Von 3031 Verfahren, die im Vorjahr unter Zuhilfenahme einer Nachrichtenüberwachung durchgeführt wurden, führten 496 zu einer Verurteilung. 2015 waren es 2920 Verfahren mit 774 Verurteilungen.

Albert Steinhauser, Justizsprecher der Grünen, sagt zum KURIER: "Die jüngsten Zahlen aus dem Justizministerium sind alarmierend." Wobei von dort im März noch andere Zahlen ausgeschickt wurden und man betonte, die Zahl der Verurteilungen würde steigen.

Anwendungspraxis

Steinhauser konstatiert hingegen: "Die Schere zwischen Überwachungsmaßnahmen und Verurteilungen geht immer weiter auseinander. Natürlich kann im Einzelfall die Sinnhaftigkeit einer Überwachungsmaßnahme nicht immer an einer späteren Verurteilung abgelesen werden. Dass aber flächendeckend immer mehr Überwachungsmaßnahmen immer weniger Verurteilungen gegenüberstehen, stellt einen kriminalpolitischen Supergau dar. Das lässt auch das sogenannte Sicherheitspaket in einem vollkommen neuen Licht erscheinen." Anstatt immer neue Überwachungsmaßnahmen zu beschließen, solle man sich Gedanken über die Anwendungspraxis der bestehenden machen.

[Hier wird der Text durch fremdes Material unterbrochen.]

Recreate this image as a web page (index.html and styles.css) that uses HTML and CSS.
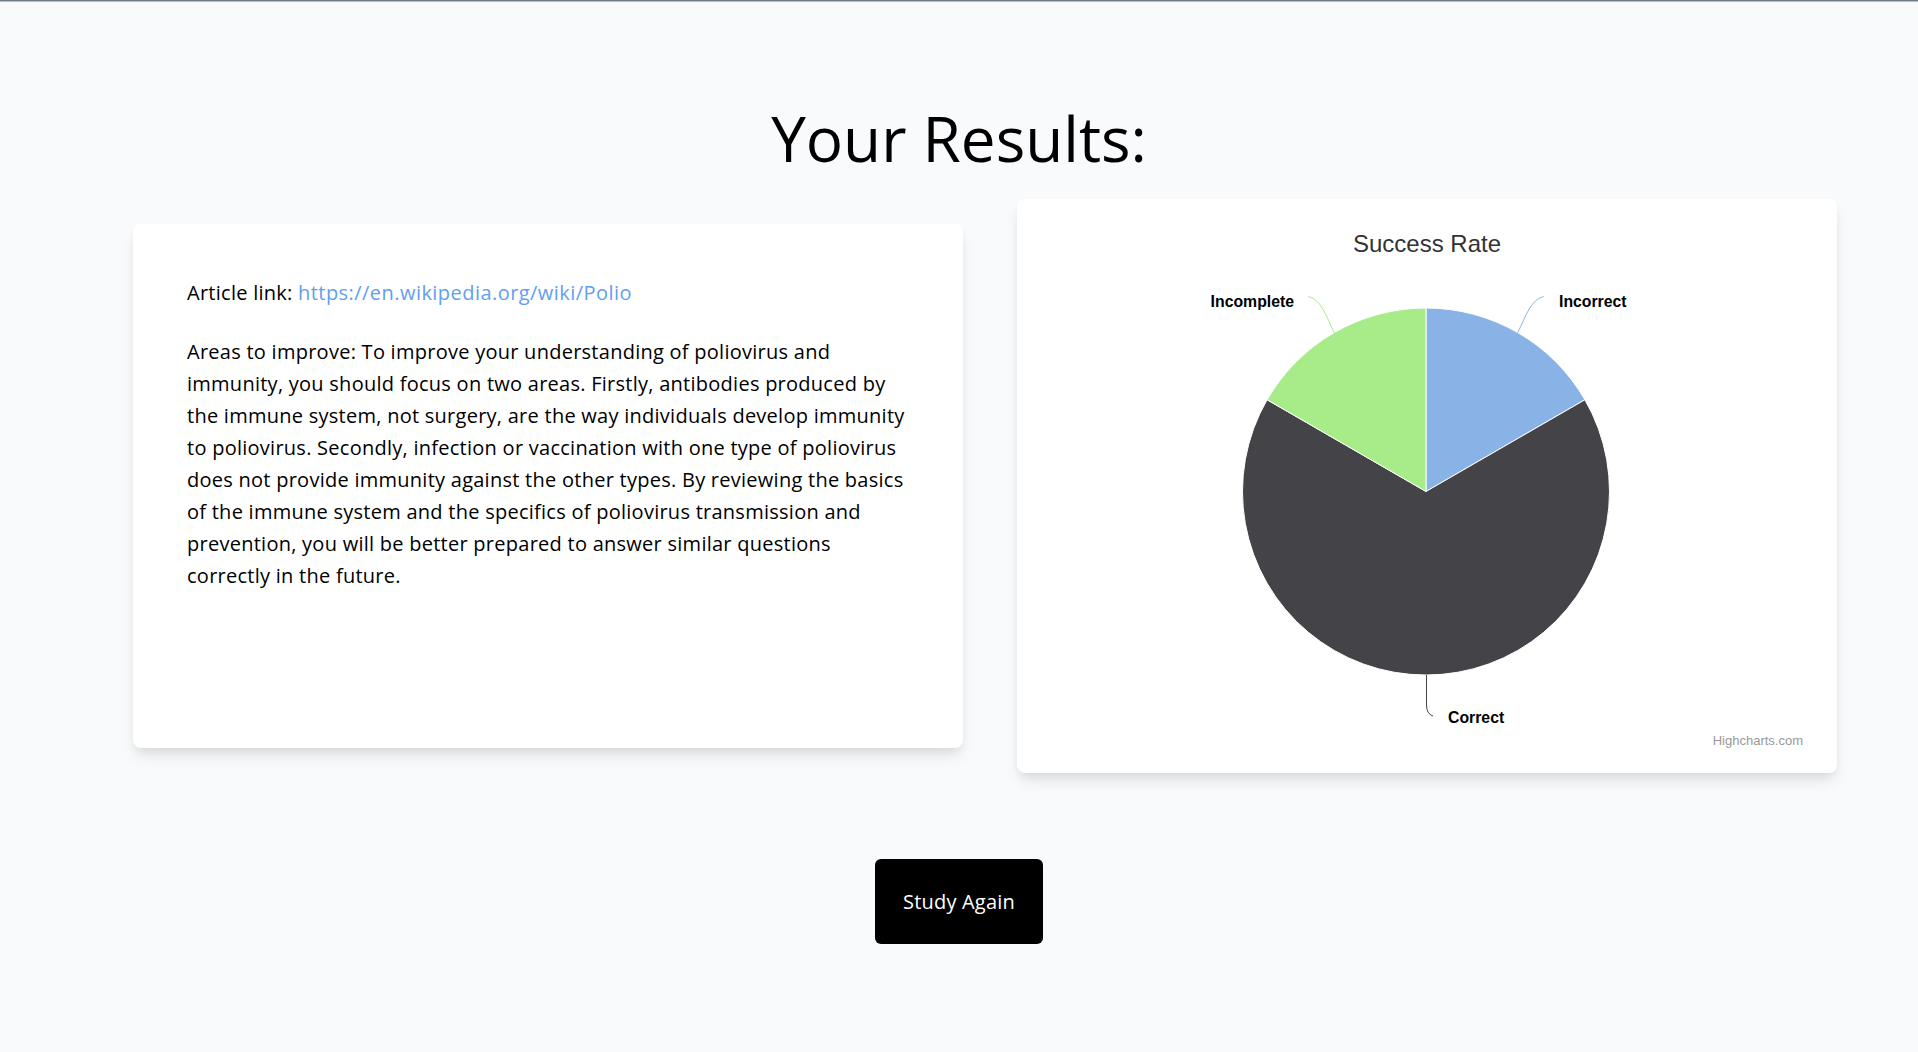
FILE: index.html
```html
<!DOCTYPE html>
<html lang="en">
<head>
<meta charset="utf-8">
<title>Your Results</title>
<link rel="stylesheet" href="styles.css">
</head>
<body>
<div class="topline"></div>
<main class="page">
  <h1 class="page-title">Your Results:</h1>
  <section class="results">
    <div class="card text-card">
      <p class="para">Article link: <a class="link" href="#">https://en.wikipedia.org/wiki/Polio</a></p>
      <p class="para">Areas to improve: To improve your understanding of poliovirus and immunity, you should focus on two areas. Firstly, antibodies produced by the immune system, not surgery, are the way individuals develop immunity to poliovirus. Secondly, infection or vaccination with one type of poliovirus does not provide immunity against the other types. By reviewing the basics of the immune system and the specifics of poliovirus transmission and prevention, you will be better prepared to answer similar questions correctly in the future.</p>
    </div>
    <div class="card chart-card">
      <svg class="chart" width="820" height="574" viewBox="0 0 820 574" xmlns="http://www.w3.org/2000/svg">
        <text class="chart-title" x="410" y="53" text-anchor="middle">Success Rate</text>
        <g stroke="#ffffff" stroke-width="1" stroke-linejoin="round">
          <path fill="#89b3e6" d="M409,292.5 L409,109 A183.5,183.5 0 0 1 567.9,200.75 Z"/>
          <path fill="#434348" d="M409,292.5 L567.9,200.75 A183.5,183.5 0 1 1 250.1,200.75 Z"/>
          <path fill="#a8eb89" d="M409,292.5 L250.1,200.75 A183.5,183.5 0 0 1 409,109 Z"/>
        </g>
        <g fill="none" stroke-width="1">
          <path stroke="#89b3e6" d="M500.75,133.6 C509,117 514,100 526.7,97.7"/>
          <path stroke="#a8eb89" d="M317.25,133.6 C309,117 304,100 291.3,97.7"/>
          <path stroke="#434348" d="M409.5,476 L409.5,506 Q409.5,515 416,517"/>
        </g>
        <g class="label">
          <text x="277" y="107.7" text-anchor="end">Incomplete</text>
          <text x="542" y="107.7">Incorrect</text>
          <text x="431" y="524">Correct</text>
        </g>
        <text class="credits" x="786" y="546" text-anchor="end">Highcharts.com</text>
      </svg>
    </div>
  </section>
  <button class="study-btn" type="button">Study Again</button>
</main>
</body>
</html>
```

FILE: styles.css
```css
html, body {
  margin: 0;
  padding: 0;
}

body {
  background: #f9fafb;
  font-family: "Open Sans", "Noto Sans", sans-serif;
  color: #000;
  min-height: 1052px;
}

.topline {
  height: 1px;
  background: #6e7b82;
  border-bottom: 1px solid #b7c0c4;
}

.page {
  display: flex;
  flex-direction: column;
  align-items: center;
}

.page-title {
  margin: 99px 0 0;
  font-size: 62px;
  line-height: 75px;
  font-weight: 400;
  color: #000;
}

.results {
  align-self: stretch;
  display: flex;
  align-items: center;
  gap: 54px;
  padding: 0 81px 0 133px;
  margin-top: 23px;
}

.card {
  background: #fff;
  border-radius: 8px;
  box-shadow: 0 10px 15px -3px rgba(0, 0, 0, 0.1), 0 4px 8px -2px rgba(0, 0, 0, 0.06);
  box-sizing: border-box;
}

.text-card {
  flex: 0 0 830px;
  height: 524px;
  padding: 53px 54px;
}

.para {
  margin: 0 0 27px;
  font-size: 20px;
  line-height: 32px;
  letter-spacing: 0.26px;
}

.link {
  color: #629ef2;
  text-decoration: none;
  letter-spacing: 0.45px;
}

.chart-card {
  flex: 0 0 820px;
  height: 574px;
  overflow: hidden;
}

.chart {
  display: block;
}

.chart-title {
  font-family: "Liberation Sans", Arial, sans-serif;
  font-size: 24px;
  fill: #333333;
}

.label text {
  font-family: "Liberation Sans", Arial, sans-serif;
  font-size: 15.8px;
  font-weight: 700;
  fill: #000;
}

.credits {
  font-family: "Liberation Sans", Arial, sans-serif;
  font-size: 13px;
  fill: #999999;
}

.study-btn {
  margin-top: 86px;
  width: 168px;
  height: 85px;
  padding: 0;
  border: none;
  border-radius: 6px;
  background: #000;
  color: #fff;
  font-family: "Open Sans", sans-serif;
  font-size: 20px;
  line-height: 32px;
  letter-spacing: 0.2px;
  cursor: pointer;
}
```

Im Justizministerium wird darauf verwiesen, dass zahlreiche 2016 angefallene Strafverfahren mit besonderen Ermittlungsmaßnahmen noch nicht abgeschlossen sind und daher in der Erledigungsbilanz nicht mitgezählt werden können. Außerdem komme es zu Mehrfachzählungen, wenn gegen einen Verdächtigen mehrere Überwachungsmaßnahmen gesetzt werden.